### SET EXERCISE
Every record below should be written out exactly; pictures stay out.

### DATASET ENTRIES
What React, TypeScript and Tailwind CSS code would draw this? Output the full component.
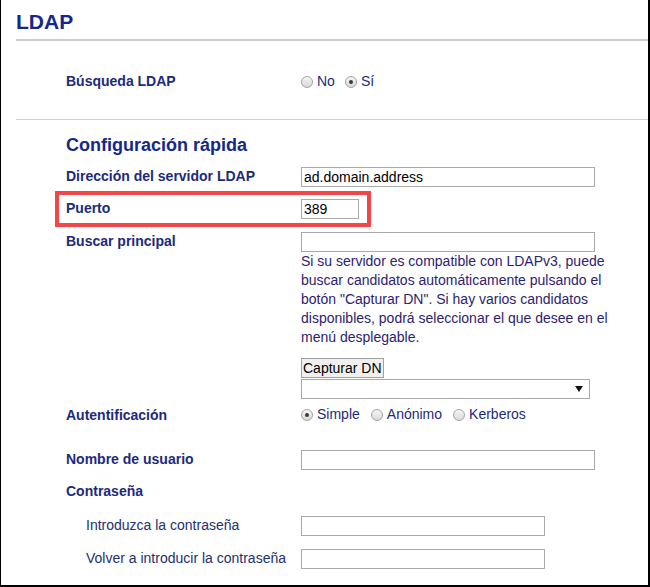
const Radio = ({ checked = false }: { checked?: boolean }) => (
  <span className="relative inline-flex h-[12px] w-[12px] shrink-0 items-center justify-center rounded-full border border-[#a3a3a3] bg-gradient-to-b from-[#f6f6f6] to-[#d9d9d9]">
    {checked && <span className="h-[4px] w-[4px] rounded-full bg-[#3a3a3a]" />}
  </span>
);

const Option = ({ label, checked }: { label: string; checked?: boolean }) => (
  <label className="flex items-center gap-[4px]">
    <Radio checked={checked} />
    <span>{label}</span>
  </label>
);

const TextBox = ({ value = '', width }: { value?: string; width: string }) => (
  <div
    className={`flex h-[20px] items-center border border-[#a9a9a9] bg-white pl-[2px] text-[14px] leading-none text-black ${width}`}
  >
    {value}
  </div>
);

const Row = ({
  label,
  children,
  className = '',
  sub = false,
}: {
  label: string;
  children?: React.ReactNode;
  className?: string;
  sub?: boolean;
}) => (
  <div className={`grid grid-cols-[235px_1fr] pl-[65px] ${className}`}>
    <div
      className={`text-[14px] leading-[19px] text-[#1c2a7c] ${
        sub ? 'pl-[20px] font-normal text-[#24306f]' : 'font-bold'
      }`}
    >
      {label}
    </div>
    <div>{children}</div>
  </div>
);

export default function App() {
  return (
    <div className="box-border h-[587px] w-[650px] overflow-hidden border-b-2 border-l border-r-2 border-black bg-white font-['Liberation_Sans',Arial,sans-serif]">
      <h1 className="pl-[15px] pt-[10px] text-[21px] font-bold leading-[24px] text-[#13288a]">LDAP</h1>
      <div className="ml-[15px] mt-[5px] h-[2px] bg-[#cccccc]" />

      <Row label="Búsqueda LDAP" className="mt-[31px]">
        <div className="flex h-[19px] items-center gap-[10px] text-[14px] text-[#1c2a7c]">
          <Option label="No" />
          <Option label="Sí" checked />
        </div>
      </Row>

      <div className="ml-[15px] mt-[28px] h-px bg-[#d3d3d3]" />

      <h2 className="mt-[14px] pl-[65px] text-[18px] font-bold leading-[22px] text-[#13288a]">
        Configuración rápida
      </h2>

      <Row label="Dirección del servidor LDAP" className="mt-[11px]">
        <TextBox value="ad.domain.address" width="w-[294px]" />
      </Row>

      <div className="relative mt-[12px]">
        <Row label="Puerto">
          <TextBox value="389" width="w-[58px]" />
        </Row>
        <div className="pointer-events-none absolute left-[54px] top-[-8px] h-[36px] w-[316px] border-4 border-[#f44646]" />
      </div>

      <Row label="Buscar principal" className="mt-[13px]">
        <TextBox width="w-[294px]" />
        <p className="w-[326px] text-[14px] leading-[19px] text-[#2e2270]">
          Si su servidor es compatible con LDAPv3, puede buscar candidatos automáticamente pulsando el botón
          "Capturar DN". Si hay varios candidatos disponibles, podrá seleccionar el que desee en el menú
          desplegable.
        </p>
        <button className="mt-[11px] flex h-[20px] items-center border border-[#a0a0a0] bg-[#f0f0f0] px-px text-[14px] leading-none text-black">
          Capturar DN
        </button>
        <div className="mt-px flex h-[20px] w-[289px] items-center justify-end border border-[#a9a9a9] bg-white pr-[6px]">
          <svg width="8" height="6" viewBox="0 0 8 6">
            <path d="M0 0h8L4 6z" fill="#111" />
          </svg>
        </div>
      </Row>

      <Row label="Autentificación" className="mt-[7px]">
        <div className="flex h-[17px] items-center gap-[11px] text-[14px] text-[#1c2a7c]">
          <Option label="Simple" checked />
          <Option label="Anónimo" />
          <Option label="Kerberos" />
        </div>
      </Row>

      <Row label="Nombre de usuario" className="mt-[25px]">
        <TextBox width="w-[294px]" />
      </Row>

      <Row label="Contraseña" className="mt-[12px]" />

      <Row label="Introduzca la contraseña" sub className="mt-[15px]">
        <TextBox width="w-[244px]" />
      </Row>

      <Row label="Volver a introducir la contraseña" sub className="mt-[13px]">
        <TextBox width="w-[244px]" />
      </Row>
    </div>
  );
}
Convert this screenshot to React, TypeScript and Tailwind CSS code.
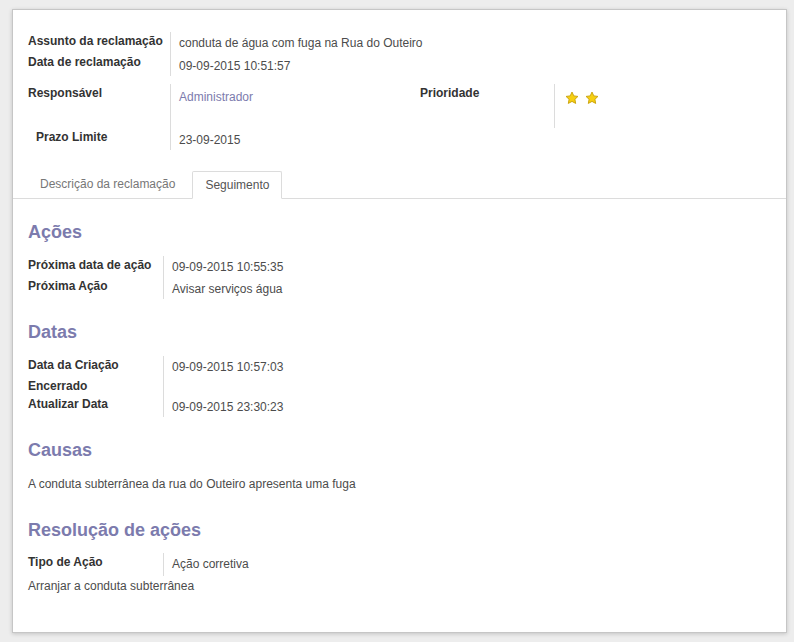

### SOLUTION
What React, TypeScript and Tailwind CSS code would draw this? Output the full component.
const Radio = ({ checked = false }: { checked?: boolean }) => (
  <span className="relative inline-flex h-[12px] w-[12px] shrink-0 items-center justify-center rounded-full border border-[#a3a3a3] bg-gradient-to-b from-[#f6f6f6] to-[#d9d9d9]">
    {checked && <span className="h-[4px] w-[4px] rounded-full bg-[#3a3a3a]" />}
  </span>
);

const Option = ({ label, checked }: { label: string; checked?: boolean }) => (
  <label className="flex items-center gap-[4px]">
    <Radio checked={checked} />
    <span>{label}</span>
  </label>
);

const TextBox = ({ value = '', width }: { value?: string; width: string }) => (
  <div
    className={`flex h-[20px] items-center border border-[#a9a9a9] bg-white pl-[2px] text-[14px] leading-none text-black ${width}`}
  >
    {value}
  </div>
);

const Row = ({
  label,
  children,
  className = '',
  sub = false,
}: {
  label: string;
  children?: React.ReactNode;
  className?: string;
  sub?: boolean;
}) => (
  <div className={`grid grid-cols-[235px_1fr] pl-[65px] ${className}`}>
    <div
      className={`text-[14px] leading-[19px] text-[#1c2a7c] ${
        sub ? 'pl-[20px] font-normal text-[#24306f]' : 'font-bold'
      }`}
    >
      {label}
    </div>
    <div>{children}</div>
  </div>
);

export default function App() {
  return (
    <div className="box-border h-[587px] w-[650px] overflow-hidden border-b-2 border-l border-r-2 border-black bg-white font-['Liberation_Sans',Arial,sans-serif]">
      <h1 className="pl-[15px] pt-[10px] text-[21px] font-bold leading-[24px] text-[#13288a]">LDAP</h1>
      <div className="ml-[15px] mt-[5px] h-[2px] bg-[#cccccc]" />

      <Row label="Búsqueda LDAP" className="mt-[31px]">
        <div className="flex h-[19px] items-center gap-[10px] text-[14px] text-[#1c2a7c]">
          <Option label="No" />
          <Option label="Sí" checked />
        </div>
      </Row>

      <div className="ml-[15px] mt-[28px] h-px bg-[#d3d3d3]" />

      <h2 className="mt-[14px] pl-[65px] text-[18px] font-bold leading-[22px] text-[#13288a]">
        Configuración rápida
      </h2>

      <Row label="Dirección del servidor LDAP" className="mt-[11px]">
        <TextBox value="ad.domain.address" width="w-[294px]" />
      </Row>

      <div className="relative mt-[12px]">
        <Row label="Puerto">
          <TextBox value="389" width="w-[58px]" />
        </Row>
        <div className="pointer-events-none absolute left-[54px] top-[-8px] h-[36px] w-[316px] border-4 border-[#f44646]" />
      </div>

      <Row label="Buscar principal" className="mt-[13px]">
        <TextBox width="w-[294px]" />
        <p className="w-[326px] text-[14px] leading-[19px] text-[#2e2270]">
          Si su servidor es compatible con LDAPv3, puede buscar candidatos automáticamente pulsando el botón
          "Capturar DN". Si hay varios candidatos disponibles, podrá seleccionar el que desee en el menú
          desplegable.
        </p>
        <button className="mt-[11px] flex h-[20px] items-center border border-[#a0a0a0] bg-[#f0f0f0] px-px text-[14px] leading-none text-black">
          Capturar DN
        </button>
        <div className="mt-px flex h-[20px] w-[289px] items-center justify-end border border-[#a9a9a9] bg-white pr-[6px]">
          <svg width="8" height="6" viewBox="0 0 8 6">
            <path d="M0 0h8L4 6z" fill="#111" />
          </svg>
        </div>
      </Row>

      <Row label="Autentificación" className="mt-[7px]">
        <div className="flex h-[17px] items-center gap-[11px] text-[14px] text-[#1c2a7c]">
          <Option label="Simple" checked />
          <Option label="Anónimo" />
          <Option label="Kerberos" />
        </div>
      </Row>

      <Row label="Nombre de usuario" className="mt-[25px]">
        <TextBox width="w-[294px]" />
      </Row>

      <Row label="Contraseña" className="mt-[12px]" />

      <Row label="Introduzca la contraseña" sub className="mt-[15px]">
        <TextBox width="w-[244px]" />
      </Row>

      <Row label="Volver a introducir la contraseña" sub className="mt-[13px]">
        <TextBox width="w-[244px]" />
      </Row>
    </div>
  );
}
Convert this screenshot to React, TypeScript and Tailwind CSS code.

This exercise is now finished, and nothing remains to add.